There is no question that the Leavenworth National Fish Hatchery must change. It will not survive the 21st Century if it doesn’t.
Last year on June 9 the House Appropriations Committee agreed to approve Congressman Norm Dicks’ request to boost funding for the seventeen Mitchell Act funded fish hatcheries on the Columbia River. The Committee approved an increase of $10 million – from $16 million to $ 26 million – for Mitchell Act hatcheries in order to fund improvements to increase production. The Committee also recognized the added responsibilities under the Endangered Species Act (ESA). Congressman Dicks was quoted as saying that “the responsibilities of the ESA require smarter and more efficient operation of these hatcheries.”

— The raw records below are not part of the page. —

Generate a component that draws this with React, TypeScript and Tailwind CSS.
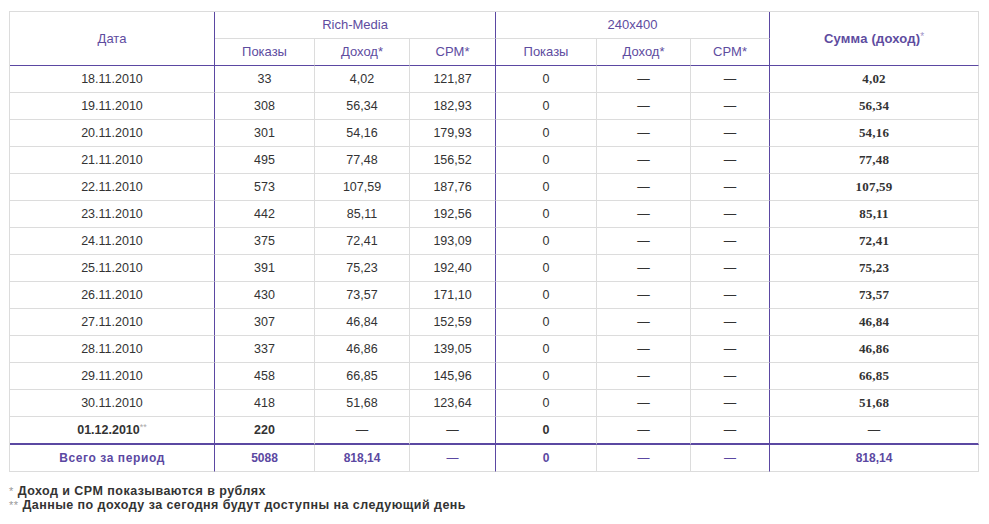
import React from "react";

type Row = { d: string; s: number; inc: string; cpm: string; sum: string };

const rows: Row[] = [
  { d: "18.11.2010", s: 33, inc: "4,02", cpm: "121,87", sum: "4,02" },
  { d: "19.11.2010", s: 308, inc: "56,34", cpm: "182,93", sum: "56,34" },
  { d: "20.11.2010", s: 301, inc: "54,16", cpm: "179,93", sum: "54,16" },
  { d: "21.11.2010", s: 495, inc: "77,48", cpm: "156,52", sum: "77,48" },
  { d: "22.11.2010", s: 573, inc: "107,59", cpm: "187,76", sum: "107,59" },
  { d: "23.11.2010", s: 442, inc: "85,11", cpm: "192,56", sum: "85,11" },
  { d: "24.11.2010", s: 375, inc: "72,41", cpm: "193,09", sum: "72,41" },
  { d: "25.11.2010", s: 391, inc: "75,23", cpm: "192,40", sum: "75,23" },
  { d: "26.11.2010", s: 430, inc: "73,57", cpm: "171,10", sum: "73,57" },
  { d: "27.11.2010", s: 307, inc: "46,84", cpm: "152,59", sum: "46,84" },
  { d: "28.11.2010", s: 337, inc: "46,86", cpm: "139,05", sum: "46,86" },
  { d: "29.11.2010", s: 458, inc: "66,85", cpm: "145,96", sum: "66,85" },
  { d: "30.11.2010", s: 418, inc: "51,68", cpm: "123,64", sum: "51,68" },
];

const cell = "border-r border-b border-[#dcdcdc] text-center align-middle p-0";
const purpleR = "border-r border-r-[#5b48a2]";

export default function App() {
  return (
    <div
      className="w-[989px] h-[524px] bg-white pl-[9px] pt-[11px] text-[#333333]"
      style={{ fontFamily: '"Liberation Sans", Arial, sans-serif' }}
    >
      <table className="border-separate border-spacing-0 border-t border-l border-[#dcdcdc] w-[969px] table-fixed">
        <colgroup>
          <col className="w-[205px]" />
          <col className="w-[100px]" />
          <col className="w-[95px]" />
          <col className="w-[86px]" />
          <col className="w-[101px]" />
          <col className="w-[94px]" />
          <col className="w-[79px]" />
          <col className="w-[209px]" />
        </colgroup>
        <thead>
          <tr className="h-[27px] text-[13px] text-[#5e4c9f]">
            <th rowSpan={2} className={`${cell} ${purpleR} font-normal border-b-[#5b48a2]`}>
              Дата
            </th>
            <th colSpan={3} className={`${cell} ${purpleR} font-normal`}>
              Rich-Media
            </th>
            <th colSpan={3} className={`${cell} ${purpleR} font-normal`}>
              240x400
            </th>
            <th rowSpan={2} className={`${cell} font-bold border-b-[#5b48a2]`}>
              <span className="text-[13px] tracking-[0.2px]">Сумма (доход)</span>
              <span className="text-[10px] font-normal align-top text-[#9e94c8]">*</span>
            </th>
          </tr>
          <tr className="h-[27px] text-[13px] text-[#5e4c9f]">
            <th className={`${cell} font-normal border-b-[#5b48a2]`}>Показы</th>
            <th className={`${cell} font-normal border-b-[#5b48a2]`}>Доход*</th>
            <th className={`${cell} ${purpleR} font-normal border-b-[#5b48a2]`}>CPM*</th>
            <th className={`${cell} font-normal border-b-[#5b48a2]`}>Показы</th>
            <th className={`${cell} font-normal border-b-[#5b48a2]`}>Доход*</th>
            <th className={`${cell} ${purpleR} font-normal border-b-[#5b48a2]`}>CPM*</th>
          </tr>
        </thead>
        <tbody className="text-[12.5px]">
          {rows.map((r) => (
            <tr key={r.d} className="h-[27px]">
              <td className={`${cell} ${purpleR}`}>{r.d}</td>
              <td className={cell}>{r.s}</td>
              <td className={cell}>{r.inc}</td>
              <td className={`${cell} ${purpleR}`}>{r.cpm}</td>
              <td className={cell}>0</td>
              <td className={cell}>—</td>
              <td className={`${cell} ${purpleR}`}>—</td>
              <td
                className={`${cell} font-bold text-[13px] tracking-[0.2px]`}
                style={{ fontFamily: '"Liberation Serif", "Times New Roman", serif' }}
              >
                {r.sum}
              </td>
            </tr>
          ))}
          <tr className="h-[28px] font-bold">
            <td className={`${cell} ${purpleR} border-b-2 border-b-[#5b48a2]`}>
              01.12.2010<span className="text-[9px] font-normal align-top text-[#aaaaaa]">**</span>
            </td>
            <td className={`${cell} border-b-2 border-b-[#5b48a2]`}>220</td>
            <td className={`${cell} border-b-2 border-b-[#5b48a2] font-normal`}>—</td>
            <td className={`${cell} ${purpleR} border-b-2 border-b-[#5b48a2] font-normal`}>—</td>
            <td className={`${cell} border-b-2 border-b-[#5b48a2]`}>0</td>
            <td className={`${cell} border-b-2 border-b-[#5b48a2] font-normal`}>—</td>
            <td className={`${cell} ${purpleR} border-b-2 border-b-[#5b48a2] font-normal`}>—</td>
            <td className={`${cell} border-b-2 border-b-[#5b48a2] font-normal`}>—</td>
          </tr>
          <tr className="h-[27px] font-bold text-[12px] text-[#5b48a2]">
            <td className={`${cell} ${purpleR} tracking-[0.6px]`}>Всего за период</td>
            <td className={cell}>5088</td>
            <td className={cell}>818,14</td>
            <td className={`${cell} ${purpleR} font-normal`}>—</td>
            <td className={cell}>0</td>
            <td className={`${cell} font-normal`}>—</td>
            <td className={`${cell} ${purpleR} font-normal`}>—</td>
            <td className={cell}>818,14</td>
          </tr>
        </tbody>
      </table>
      <div className="mt-[12px] text-[12.5px] leading-[14px] font-bold text-[#333333] tracking-[0.45px]">
        <div>
          <span className="text-[11px] font-normal text-[#999999] align-top">*</span> Доход и CPM показываются в рублях
        </div>
        <div>
          <span className="text-[11px] font-normal text-[#999999] align-top">**</span> Данные по доходу за сегодня будут доступны на следующий день
        </div>
      </div>
    </div>
  );
}
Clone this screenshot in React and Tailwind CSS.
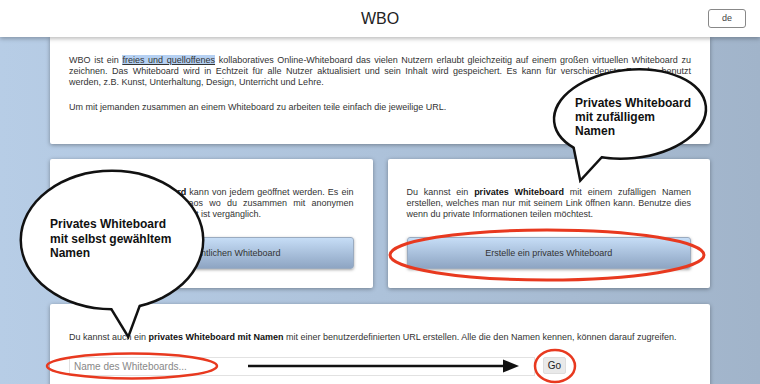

As mentioned, the Leavenworth Complex is not listed as a Mitchell Act Hatchery. Leavenworth is in an odd position; it was born out of the Mitchell Act, it is treated as if it was a Mitchell Act hatchery, it has many of the responsibilities assigned to Mitchell Act hatcheries — but it cannot receive financial support from the House Appropriations Committee because it is funded by the Bureau of Reclamation.
The counsel of Congressman Dicks applies directly to the Leavenworth Complex even though he was addressing Mitchell Act hatcheries.
Considering the social-economic conclusions of The Research Group and given the physical location of the Leavenworth Hatchery upstream of seven major dams on the Columbia, as well as its severance from the Mitchell Act, the Hatchery has no choice but to pull itself up by its own bootstraps and become as efficient and as environmentally responsible as new technologies will allow.
If this were any other time in history, improvements to the Leavenworth Hatchery would focus on maintaining the status quo. Improvements would not include the risk of new technologies. Instead, the focus would be on installing new fish ladders and dams. It might even include increasing the amount of water diverted to the Hatchery by building new reservoirs.
But this is a different time in history. It is a time when less water is the trend and the term “fish ladder” no longer fits with the term “stream ecology”. It is a time in history when advanced aquaculture technologies, including especially recirculation of water, can be applied to hatcheries to reduce their Sasquatchianly large environmental footprint. It’s a time when new technologies born out of the private sector to farm fish may actually lead hatcheries to a compatible relationship with natural systems and improved efficiencies.
It is in the best interests of everyone to accept the challenge put forth by Rep. Dicks. If the House Appropriations Committee agrees with the congressman about smarter and more efficient operation of Mitchell Act Hatcheries, then funding should be forthcoming to convert the Leavenworth National Fish Hatchery to a more efficient facility whether it is a Mitchell Act Hatchery or not.
The nation may be able to absorb the negative benefit-cost results associated with a hatchery like Leavenworth. However, we who live here no longer need to absorb the Hatchery’s negative economic externalities of exhausted streams and degraded water, when available technologies can absorb them for us.